Predicting the locations where plant species occur, or could occur, is a critical challenge for ecologists in the coming decades. As the global climate alters, it changes where different plants can persist. As a result, it is imperative that we understand how plant populations respond to climatic constraints and use that information to predict how they are likely to respond to climatic changes in the future. Forecasts of plant redistributions on Earth due to climate change have been focused on estimating losses in the amount and quality of habitat conditions. However, an important consequence of environmental changes on living organisms has remained largely unexplored: the spatial reconfiguration of suitable habitats, such as the increasing loss of connection between habitat patches throughout species’ area of distribution.
Plants support the very survival of the human race. They provide us food, pastures for livestock, and places for recreation and wellbeing. They also directly and indirectly provide numerous invaluable ecosystem services such as water regulation, carbon sequestration and flood prevention.

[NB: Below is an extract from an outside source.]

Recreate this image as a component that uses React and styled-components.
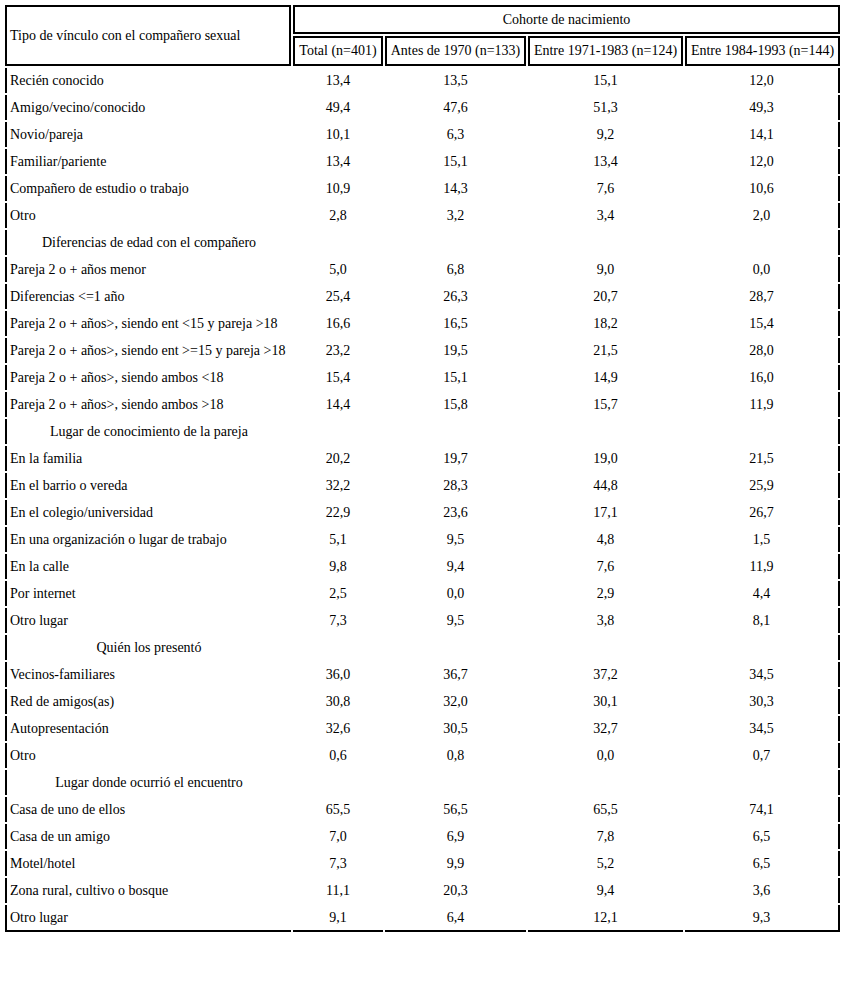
import React from "react";
import styled, { createGlobalStyle } from "styled-components";

const GlobalStyle = createGlobalStyle`
  html, body {
    margin: 0;
    padding: 0;
    background: #ffffff;
  }
  body {
    padding: 3px;
    font-family: "Liberation Serif", "Times New Roman", serif;
    font-size: 14px;
    color: #000000;
  }
`;

const Table = styled.table`
  border-collapse: separate;
  border-spacing: 2px;
  table-layout: fixed;
  width: 839px;
  font-family: "Liberation Serif", "Times New Roman", serif;
  font-size: 14px;
  line-height: 17px;
  color: #000;
`;

const HeadCell = styled.th`
  border: 2px solid #000;
  padding: 4px 3px ${(p) => (p.$sub ? "5px" : "4px")};
  font-weight: normal;
  white-space: nowrap;
  text-align: ${(p) => (p.$left ? "left" : "center")};
  vertical-align: middle;
  overflow: visible;
`;

const BodyCell = styled.td`
  padding: 4px 3px;
  white-space: nowrap;
  overflow: visible;
  text-align: ${(p) => p.$align || "center"};
  vertical-align: middle;
  border-left: ${(p) => (p.$first ? "2px solid #000" : "none")};
  border-right: ${(p) => (p.$last ? "2px solid #000" : "none")};
  border-bottom: ${(p) => (p.$bottom ? "2px solid #000" : "none")};
`;

const sections = [
  {
    rows: [
      ["Recién conocido", "13,4", "13,5", "15,1", "12,0"],
      ["Amigo/vecino/conocido", "49,4", "47,6", "51,3", "49,3"],
      ["Novio/pareja", "10,1", "6,3", "9,2", "14,1"],
      ["Familiar/pariente", "13,4", "15,1", "13,4", "12,0"],
      ["Compañero de estudio o trabajo", "10,9", "14,3", "7,6", "10,6"],
      ["Otro", "2,8", "3,2", "3,4", "2,0"],
    ],
  },
  {
    title: "Diferencias de edad con el compañero",
    rows: [
      ["Pareja 2 o + años menor", "5,0", "6,8", "9,0", "0,0"],
      ["Diferencias <=1 año", "25,4", "26,3", "20,7", "28,7"],
      ["Pareja 2 o + años>, siendo ent <15 y pareja >18", "16,6", "16,5", "18,2", "15,4"],
      ["Pareja 2 o + años>, siendo ent >=15 y pareja >18", "23,2", "19,5", "21,5", "28,0"],
      ["Pareja 2 o + años>, siendo ambos <18", "15,4", "15,1", "14,9", "16,0"],
      ["Pareja 2 o + años>, siendo ambos >18", "14,4", "15,8", "15,7", "11,9"],
    ],
  },
  {
    title: "Lugar de conocimiento de la pareja",
    rows: [
      ["En la familia", "20,2", "19,7", "19,0", "21,5"],
      ["En el barrio o vereda", "32,2", "28,3", "44,8", "25,9"],
      ["En el colegio/universidad", "22,9", "23,6", "17,1", "26,7"],
      ["En una organización o lugar de trabajo", "5,1", "9,5", "4,8", "1,5"],
      ["En la calle", "9,8", "9,4", "7,6", "11,9"],
      ["Por internet", "2,5", "0,0", "2,9", "4,4"],
      ["Otro lugar", "7,3", "9,5", "3,8", "8,1"],
    ],
  },
  {
    title: "Quién los presentó",
    rows: [
      ["Vecinos-familiares", "36,0", "36,7", "37,2", "34,5"],
      ["Red de amigos(as)", "30,8", "32,0", "30,1", "30,3"],
      ["Autopresentación", "32,6", "30,5", "32,7", "34,5"],
      ["Otro", "0,6", "0,8", "0,0", "0,7"],
    ],
  },
  {
    title: "Lugar donde ocurrió el encuentro",
    rows: [
      ["Casa de uno de ellos", "65,5", "56,5", "65,5", "74,1"],
      ["Casa de un amigo", "7,0", "6,9", "7,8", "6,5"],
      ["Motel/hotel", "7,3", "9,9", "5,2", "6,5"],
      ["Zona rural, cultivo o bosque", "11,1", "20,3", "9,4", "3,6"],
      ["Otro lugar", "9,1", "6,4", "12,1", "9,3"],
    ],
  },
];

const allRows = [];
sections.forEach((s) => {
  if (s.title) allRows.push({ title: s.title });
  s.rows.forEach((r) => allRows.push({ cells: r }));
});

export default function App() {
  return (
    <>
      <GlobalStyle />
      <Table>
        <colgroup>
          <col style={{ width: 286 }} />
          <col style={{ width: 90 }} />
          <col style={{ width: 141 }} />
          <col style={{ width: 155 }} />
          <col style={{ width: 155 }} />
        </colgroup>
        <thead>
          <tr>
            <HeadCell rowSpan={2} $left>
              Tipo de vínculo con el compañero sexual
            </HeadCell>
            <HeadCell colSpan={4}>Cohorte de nacimiento</HeadCell>
          </tr>
          <tr>
            <HeadCell $sub>Total (n=401)</HeadCell>
            <HeadCell $sub>Antes de 1970 (n=133)</HeadCell>
            <HeadCell $sub>Entre 1971-1983 (n=124)</HeadCell>
            <HeadCell $sub>Entre 1984-1993 (n=144)</HeadCell>
          </tr>
        </thead>
        <tbody>
          {allRows.map((row, i) => {
            const bottom = i === allRows.length - 1;
            if (row.title) {
              return (
                <tr key={i}>
                  <BodyCell $first $bottom={bottom}>
                    {row.title}
                  </BodyCell>
                  <BodyCell $bottom={bottom} />
                  <BodyCell $bottom={bottom} />
                  <BodyCell $bottom={bottom} />
                  <BodyCell $last $bottom={bottom} />
                </tr>
              );
            }
            return (
              <tr key={i}>
                {row.cells.map((c, j) => (
                  <BodyCell
                    key={j}
                    $first={j === 0}
                    $last={j === 4}
                    $bottom={bottom}
                    $align={j === 0 ? "left" : "center"}
                  >
                    {c}
                  </BodyCell>
                ))}
              </tr>
            );
          })}
        </tbody>
      </Table>
    </>
  );
}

To safeguard these ecosystem services, we need to provide conservation managers robust ecological models able to identify species vulnerable or resistant to deteriorating habitat conditions or to major habitat reconfigurations.
During GEODEM I examined the geographic configuration of habitat patches suitable for hundreds of plant species. My aim was to develop predictive models of how these biogeographic patterns vary with species’ biological properties and geophysical constraints on the persistence and expansion of plant populations.